The client is much simpler.
The only special things you need to do with the NubladoClient
are to configure it with the same environment URL your mock Jupyter has, and give it X-Auth-Request-User
and X-Auth-Request-Token
headers that, in real life, would come in via GafaelfawrIngress
.
It will make all its usual HTTP calls, which will be intercepted by the jupyter
test fixture and responded to appropriately.
Mocking Payloads¶
The Python code being used as a client payload is expected, in the wild, to run within an RSP kernel; usually the LSST
kernel, which is extremely heavyweight and has a great many features not found in a vanilla Python installation.
The MockJupyter
class contains a pair of methods that enable the user to register code or notebook contents with the mock, and if the mock sees those things as execution payloads, it will reply with the registered results rather than trying to actually execute them.

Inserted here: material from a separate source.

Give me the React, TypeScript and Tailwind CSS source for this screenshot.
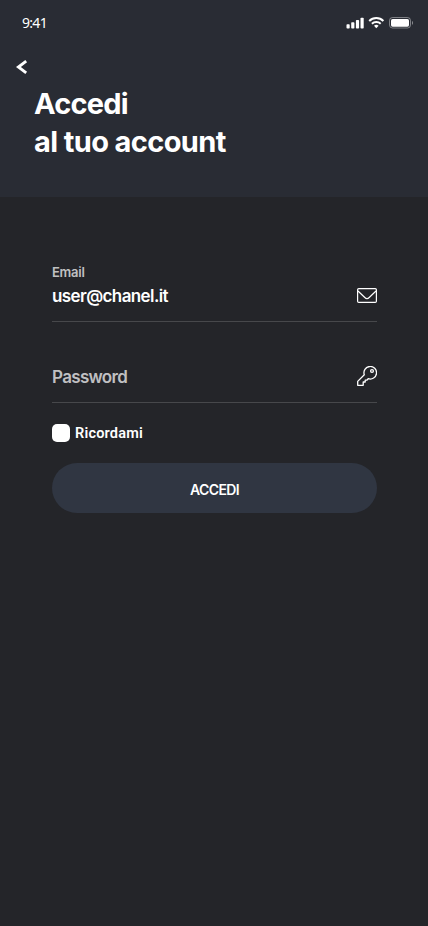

These methods are register_python_result()
and register_extension_result()
.
The first is used for mocking run_python()
and run_notebook()
, and the second for mocking run_notebook_via_rsp_extension()
.
For any case involving Python that uses modules outside the standard library, use the register
methods to pre-load appropriate replies for that code.
These are generally the only two methods of MockJupyter
that the service developer should use directly.
All tests should then interact with the mock Jupyter service through NubladoClient
, possibly with execution output mocked via registration.